Masthay's rise to prominence comes during a banner year for former Wildcats in the NFL.  Receiver Stevie Johnson is fresh off of a 1,000 yard season for the Buffalo Bills, while tight end Jacob Tamme stepped in for injured Pro Bowler Dallas Clark and was one of Peyton Manning's most reliable targets with the Colts. 

In addition, linebacker Wesley Woodyard is a consistent contributor for the Denver Broncos, while cornerback Trevard Lindley of the Philadelphia Eagles and John Conner of the New York Jets have bright futures with their teams. 

Masthay said his success and the success of his former teammates is a credit to the growth of UK's program.

"There have been a lot of guys into the league starting my sophomore year and that's a tribute to the recruiting and development of the players at UK by the coaching staff, as well as the commitment of all those players," Masthay said.

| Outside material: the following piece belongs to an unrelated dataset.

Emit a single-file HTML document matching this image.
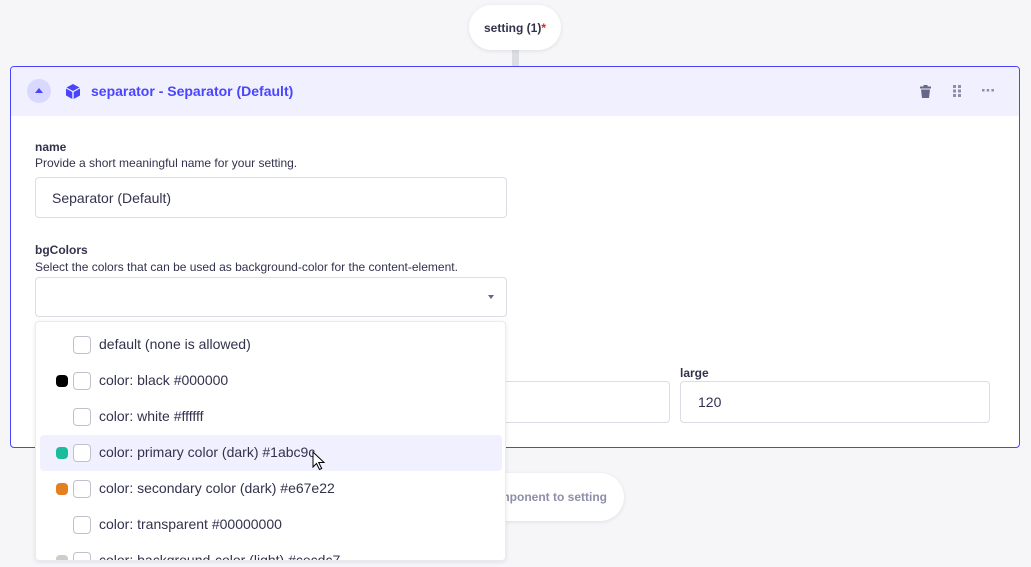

Masthay's busy schedule prevents him from following his alma mater as much as he would like to during the season, but he is very confident that the program is in good hands with Joker Phillips, who was the offensive coordinator during his career as a Wildcat.

"I was really excited when Coach Phillips was named coach-in-waiting and then obviously when he took over this past season," Masthay said. "I know that he's a great coach, I know that he really relates to players well and I know that he puts in a lot of hard work. 

"His X-factor is how much he cares about the University of Kentucky football program having played there and having grown up in Kentucky."

The Packers have been in playoff mode the last month, needing to win their final two regular-season games just to earn a wildcard spot, and Masthay has been vital to that run. Even though he has enjoyed his hard-earned success, his attitude at this point is plainly obvious.

"We've got one more game left to win," Masthay said.